Interessanti ed arricchenti poi risultano i brani antologici di autori dell’antichità richiamati per ribadire il valore e la forza delle immagini (Orazio, S. Basilio, S. Gregorio di Nissa), lo scopo morale delle stesse immagini (S. Nilo di Ancira, S. Gregorio Magno, il Concilio di Nicea, S. Bonaventura, S. Tommaso d’Aquino).

Risulta nell’insieme un lavoro ben articolato, che non si ferma solo agli aspetti teorici e dottrinali del significato dell’arte e del restauro.

Nella seconda parte, infatti, si dilunga ad illustrare la Cappella di S. Maria in Castel di Signa, in provincia di Firenze, come modello concreto di intervento di restauro e di adeguamento liturgico, secondo le recenti Norme della Chiesa Italiana (1996).

Dalla descrizione storico-artistica della chiesa si passa ad esaminare una linea progettuale di adeguamento liturgico funzionale all’edificio sacro, consono alle esigenze liturgiche e rispettoso del ciclo storico-artistico del monumento.

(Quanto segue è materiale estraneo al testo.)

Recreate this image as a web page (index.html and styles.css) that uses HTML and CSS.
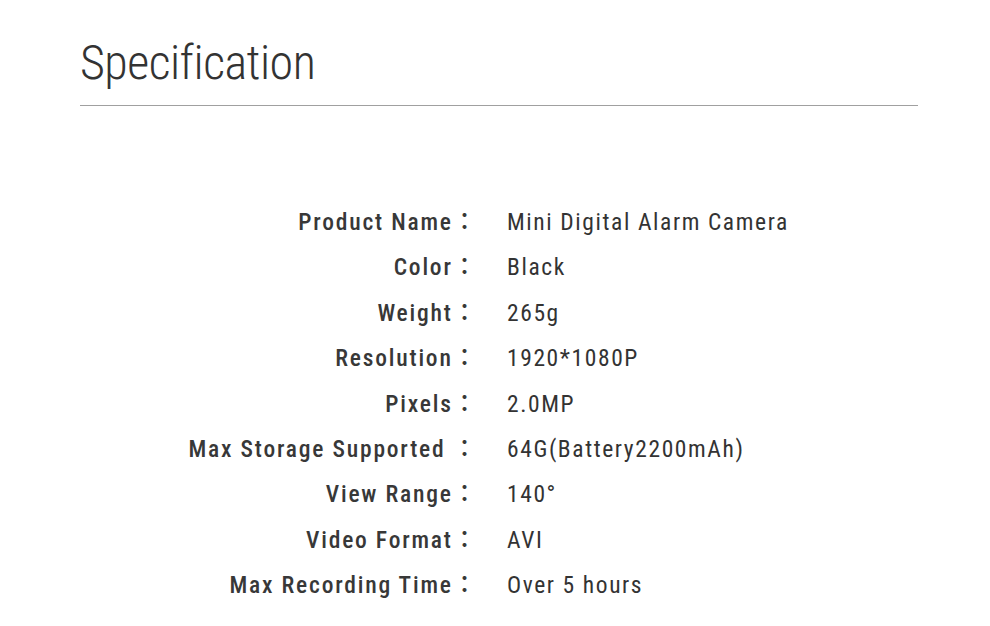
FILE: index.html
```html
<!DOCTYPE html>
<html>
<head>
<meta charset="utf-8">
<link rel="stylesheet" href="styles.css">
</head>
<body>
<div class="page">
  <h1 class="title">Specification</h1>
  <div class="rule"></div>
  <div class="specs">
    <div class="label">Product Name：</div><div class="value">Mini Digital Alarm Camera</div>
    <div class="label">Color：</div><div class="value">Black</div>
    <div class="label">Weight：</div><div class="value">265g</div>
    <div class="label">Resolution：</div><div class="value">1920*1080P</div>
    <div class="label">Pixels：</div><div class="value">2.0MP</div>
    <div class="label">Max Storage Supported ：</div><div class="value">64G(Battery2200mAh)</div>
    <div class="label">View Range：</div><div class="value">140°</div>
    <div class="label">Video Format：</div><div class="value">AVI</div>
    <div class="label">Max Recording Time：</div><div class="value">Over 5 hours</div>
  </div>
</div>
</body>
</html>
```
FILE: styles.css
```css
html, body {
  margin: 0;
  padding: 0;
  background: #ffffff;
}
body {
  font-family: "Roboto Condensed", Roboto, "Noto Sans CJK JP", sans-serif;
  color: #333333;
}
.page {
  width: 990px;
  height: 626px;
  padding: 36px 72px 0 80px;
  box-sizing: border-box;
}
.title {
  margin: 0;
  font-size: 48px;
  font-weight: 300;
  letter-spacing: -0.5px;
  line-height: 54px;
  color: #333;
}
.rule {
  margin-top: 15px;
  height: 1px;
  background: #a0a0a0;
}
.specs {
  display: grid;
  grid-template-columns: 398px 1fr;
  column-gap: 29px;
  margin-top: 94px;
  font-size: 23.5px;
  line-height: 45.4px;
}
.label {
  text-align: right;
  font-weight: 500;
  letter-spacing: 1.8px;
  color: #383838;
}
.value {
  font-weight: 400;
  letter-spacing: 1.6px;
  color: #333;
}
```
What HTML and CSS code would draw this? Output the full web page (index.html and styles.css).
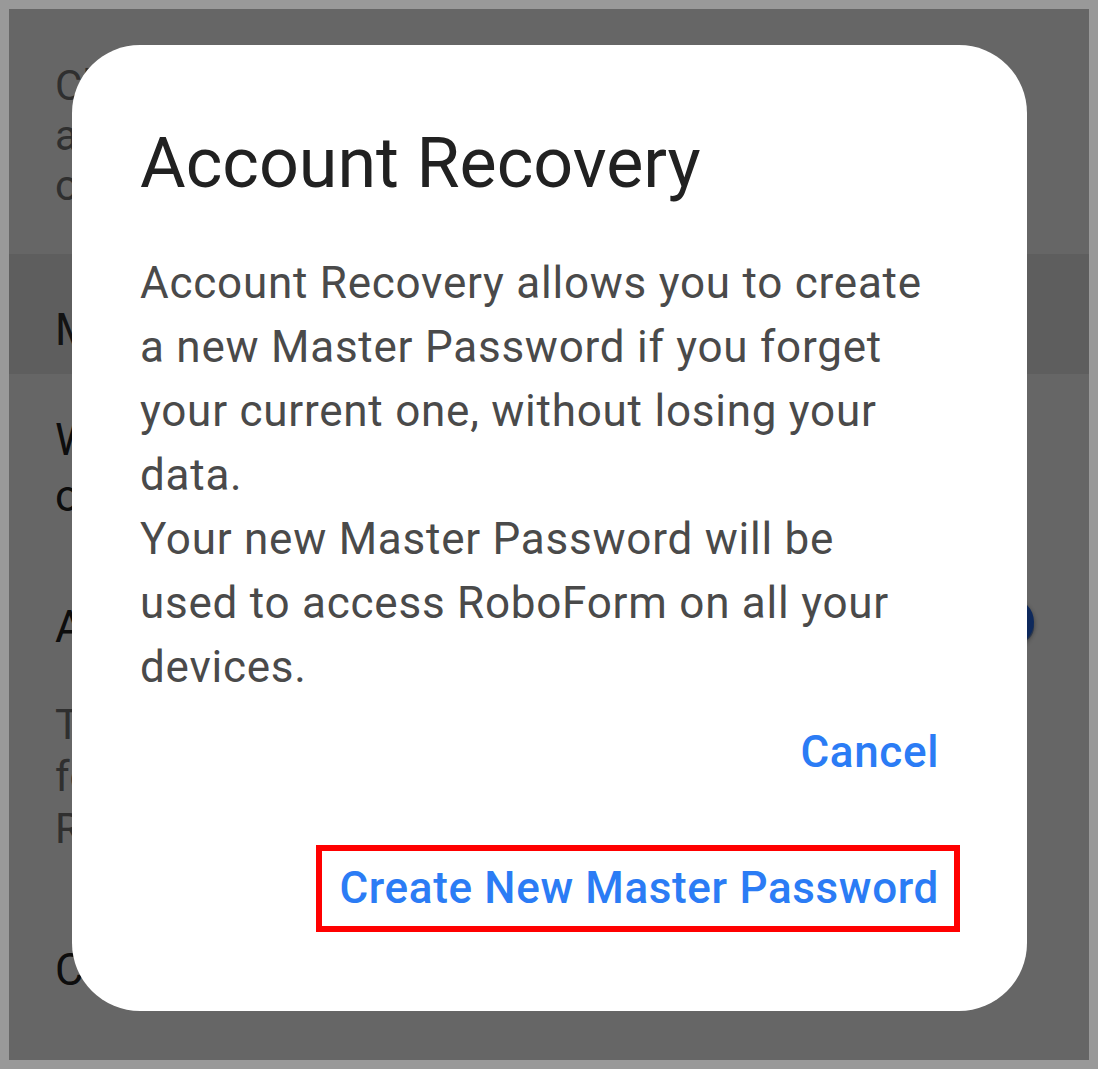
FILE: index.html
```html
<!DOCTYPE html>
<html lang="en">
<head>
<meta charset="utf-8">
<title>Account Recovery</title>
<link rel="stylesheet" href="styles.css">
</head>
<body>
<div class="frame">
  <div class="page">
    <section class="sec-top">
      <p class="secondary">Clear the clipboard automatically</p>
      <p class="secondary">after copying a login or password</p>
      <p class="secondary">of a site</p>
    </section>
    <div class="band">Master Password</div>
    <section class="item item-lock">
      <p class="primary">When to ask for Master Password</p>
      <p class="primary">on this device</p>
    </section>
    <section class="item item-recovery">
      <div class="row">
        <p class="primary">Account Recovery</p>
        <span class="toggle"><span class="thumb"></span></span>
      </div>
      <div class="desc">
        <p class="secondary">The ability to recover your account</p>
        <p class="secondary">for when you forget your</p>
        <p class="secondary">RoboForm Master Password</p>
      </div>
    </section>
    <section class="item item-change">
      <p class="primary">Change Master Password</p>
    </section>
  </div>
  <div class="scrim"></div>
  <div class="dialog" role="dialog">
    <h1 class="dialog-title">Account Recovery</h1>
    <div class="dialog-body">
      <p>Account Recovery allows you to create<br>a new Master Password if you forget<br>your current one, without losing your<br>data.</p>
      <p>Your new Master Password will be<br>used to access RoboForm on all your<br>devices.</p>
    </div>
    <div class="actions">
      <button class="btn">Cancel</button>
      <button class="btn btn-marked">Create New Master Password</button>
    </div>
  </div>
</div>
</body>
</html>
```
FILE: styles.css
```css
* { box-sizing: border-box; }
html, body { margin: 0; padding: 0; }
body {
  background: #999999;
  font-family: Roboto, "Noto Sans", "Liberation Sans", sans-serif;
  width: 1098px;
  height: 1069px;
  overflow: hidden;
}
p { margin: 0; }

.frame {
  position: relative;
  margin: 9px;
  width: 1080px;
  height: 1051px;
  background: #ffffff;
  overflow: hidden;
}

.page { padding-left: 46px; }

.secondary { color: #757575; font-size: 42px; line-height: 50px; white-space: nowrap; }
.primary { color: #212121; font-size: 44px; line-height: 56px; white-space: nowrap; }

.sec-top { height: 245px; padding-top: 52px; }

.band {
  height: 120px;
  margin-left: -46px;
  padding: 50px 0 0 46px;
  background: #ececec;
  color: #303030;
  font-size: 44px;
  line-height: 52px;
}

.item-lock { padding-top: 38px; }
.item-recovery { padding-top: 75px; }
.row { display: flex; align-items: center; justify-content: space-between; padding-right: 55px; }
.desc { padding-top: 44px; }
.desc .secondary { line-height: 52px; }
.item-change { padding-top: 87px; }

.toggle {
  position: relative;
  width: 80px;
  height: 32px;
  border-radius: 16px;
  background: #8fb6f5;
}
.thumb {
  position: absolute;
  right: 0;
  top: -13px;
  width: 48px;
  height: 48px;
  border-radius: 50%;
  background: #2468e6;
  box-shadow: 0 2px 5px rgba(0,0,0,0.45);
}

.scrim {
  position: absolute;
  inset: 0;
  background: rgba(0, 0, 0, 0.6);
}

.dialog {
  position: absolute;
  left: 63px;
  top: 36px;
  width: 955px;
  padding: 76px 67px 79px 68px;
  background: #ffffff;
  border-radius: 68px;
}

.dialog-title {
  margin: 0;
  font-size: 70px;
  line-height: 84px;
  font-weight: 400;
  color: #212121;
}

.dialog-body {
  margin-top: 46px;
  font-size: 44px;
  line-height: 64px;
  color: #4a4a4a;
  letter-spacing: 0.76px;
}

.actions {
  margin-top: 10px;
  display: flex;
  flex-direction: column;
  align-items: flex-end;
  gap: 49px;
}

.btn {
  font-family: Roboto, "Noto Sans", "Liberation Sans", sans-serif;
  font-weight: 500;
  font-size: 44px;
  line-height: 75px;
  letter-spacing: 0.65px;
  color: #2b7cf5;
  background: none;
  padding: 0 15px 0 17px;
  border: 6px solid transparent;
  cursor: pointer;
}
.btn-marked { border-color: #ff0000; }
```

La chiave ermeneutica dell’intervento, cioè, resta la Cappella, su cui va ad intervenire il progetto.

L’autore, poi, si sofferma sul “percorso simbolico ed iconologico” focalizzato nei singoli elementi costitutivi dell’edificio sacro: il presbiterio con il suo Crocifisso ligneo, l’abside, l’altare maggiore, la balaustra, la navata come “luogo del pellegrinaggio” del fedele (cap. II).

Su questo e nell’insieme va a modularsi l’adeguamento liturgico, che, quindi, non inventa e non violenta l’esistente, ma lo adegua in maniera coerente con la riforma liturgica, la storia e l’arte della chiesa (cap. III).

Nell’ultima parte sono raccolte - come in ogni buon progetto - le tavole fotografiche, che consentono al lettore di trasformarsi lui stesso in ideale progettista e fruitore del bene restaurato.

E veramente un buon lavoro, come si vede. Ben articolato, propositivo, convincente. E di questo bisogna essere grati a don Mario Fuscà, recentemente promosso Direttore dell’Ufficio Beni Culturali della diocesi di Mileto-Nicotera-Tropea.